Text Query Syntax (p-search User Manual)

Next: Fields, Previous: Text Queries, Up: Priors [Contents]

4.5.5 Text Query Syntax ¶

The query syntax for p-search does not work the way a grep search would normally work. The query string consists of terms separated by spaces, and each term is queried individually, independent from the others.

So for example, the query “New York City” contains three terms and will perform a separate search for each one. If you wanted to search the whole string, not broken apart, you’d wrap it in quotation marks.

‘"term1 term2 ..."’

Search the terms as a whole, exactly as written.

‘#"term"’

Search term as a regular expression.

‘term^’, ‘term^3’

Boost the importance of term. A number can be provided to give a stronger boost.

Note that after the text query is ran and scored, the score is normalized to be between 0.5 and 0.7. So, simply changing a text query from ‘foo’ to ‘foo^10’ won’t make the query outweigh the other priors. If you want to give more weight to the text query, use the importance setting instead.

‘(term1 term2 ...)~’

Search for ‘term1’ and ‘term2’ occurring near each other. To be considered near, the terms need to occur within the number of lines specified by p-search-default-near-line-length. Each term will reset the line counter, so for example, the query ‘(foo bar baz)~’ will with a line-length setting of 3 will match the following example:

foo

bar

bar

baz

‘fooBarBaz’, ‘foo-bar-baz’, ‘foo_bar_baz’

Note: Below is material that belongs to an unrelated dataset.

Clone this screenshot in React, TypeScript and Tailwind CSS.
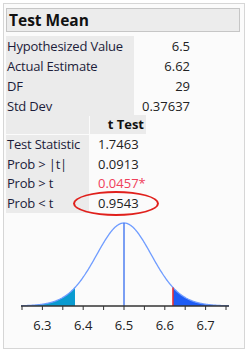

p-search automatically breaks compound terms and performs a number of searches related to them. While the particular rules may change, and customization options may be added, the following is what is currently done:

The query term is broken at non-word chars and lower to upper case changes. So for example, ‘fooBar-baz’ is broken up as ‘foo’, ‘bar’, and ‘baz’. The following queries are then formed:

The original query, case insensitive (e.g. ‘foobar-baz’).
The constituent terms joined without spacing (e.g. ‘foobarbaz’). This is given 0.7 the weight of the original query.
The constituent terms joined with an underscore (e.g. ‘foo_bar_baz’). This is given 0.7 the weight of the original query.
The constituent terms joined with a dash (e.g. ‘foo-bar-baz’). This is given 0.7 the weight of the original query.
Each constituent term is searched individually, given 0.3 the weight of the original query (e.g. ‘foo’, ‘bar’, ‘baz’).

User Option: p-search-default-near-line-length ¶: This user option controls what is meant by the “nearness” query operator ‘~’. This variable specifies the maximum amount of lines that can occur between the constituent terms.

User Option: p-search-default-boost-amount ¶: This user option controls the default boost amount when the boost operator (i.e. ‘^’) is used without an amount.